Having provided the police with this information, you'll then receive either an FPN or a letter telling you to go to court.
Whether you agree with the fine or not, you must return the NIP. Failure to do so may be seen as refusing to provide the driver's information, which is punishable by a fine of up to £1,000 and 6 penalty points.
If you believe you've received a speeding fine in error, or you wish to dispute it for any other reason, you can do this by filling out the section on the NIP and returning it to the police within 28 days of receiving it.
By a police officer…
If you’re caught speeding and stopped by the police, they may give you either;
- a verbal warning
- an FPN (or send one at a later date)
- an NIP (verbally, or posted at a later date)
The police may also ask to see your driving documents, i.e. your licence, insurance documents and MOT certificate. If you don't have any of these documents on you at the time, they may ask you to produce them at a police station within 7 days.
Notice of intended prosecution (NIP)
Whether you were stopped on the road or caught by a camera, the police must contact you with a NIP within 14 days of the offence. Any later may make their prosecution against you invalid.
You must consider any grounds for dispute carefully (we have some advice on this below). If your appeal isn't accepted, then the next stage will be to appear in court to fight the conviction.

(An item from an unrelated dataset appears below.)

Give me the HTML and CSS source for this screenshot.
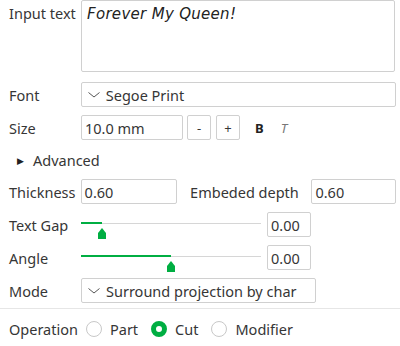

Once again, failure to convince the court of your case will likely result in a heavier penalty than if you accepted the initial punishment.
Going to court for a speeding offence
It's strongly recommended that you seek legal advice before deciding to contest any charge before the court.
Usually, only a serious offence or those drivers who repeatedly flout the rules will be compelled to appear before a court.
If you're to be prosecuted for a speeding offence, the police will send you a summons to appear before a court. The police have up to 6 months from the date of the offence to lodge the summons with the court. At your court appearance, you'll be able to plead guilty or not guilty. Under no circumstances should you enter a not-guilty plea unless you've taken legal advice beforehand.
A guilty plea may be your best chance at receiving a lighter penalty if you can provide any mitigating circumstances that explain your behavior. If you do plan to plead guilty, your punishment may be reduced if you can provide mitigating circumstances for the court to take into account.